Experts aren’t sure if it is the alcohol itself that is beneficial or if it complements other aspects of life.

Perhaps it’s the putting up of feet with a good book and a glass of sherry – all the better for being guilt-free – that makes the difference.

It’s certainly worth a try ... and make that a large one.

It’s been a bad week for ... hedges

Living in deepest suburbia has many advantages. But over the course of a mild, wet Scottish summer, having a hedge is not one of them.

I swear I can gaze through the rain-streaked windows into our garden and visibly trace how much our monstrous hedges grow by the second. If the rain doesn’t stop soon, I ponder, we will be engulfed by soggy greenery. Any day now, hedges will take over the world.

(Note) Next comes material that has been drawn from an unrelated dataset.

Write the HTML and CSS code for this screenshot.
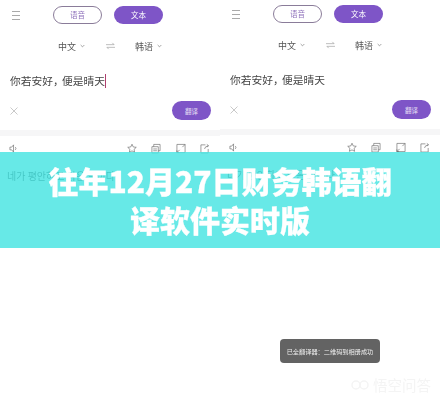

In the meantime, we sharpen our supersized hedge-clippers in readiness for a break in the weather and a chance to wreak revenge and stop the Attack Of The Killer Privet in its tracks.

Let’s face it: privacy is one thing, but daylight is such a scarce commodity in Scotland that giant hedges should not be allowed to steal the sunlight, or sap the ground of the nutrients craved by the punier plants in their shadows.

It’s hardly surprising that high hedges are the thorny issue of many neighbourly disputes. Now SNP MSP Mark McDonald is to bring a bill to Holyrood in a bid to create new laws to tackle so-called hedge rage.

I think it’s called a privet member’s bill.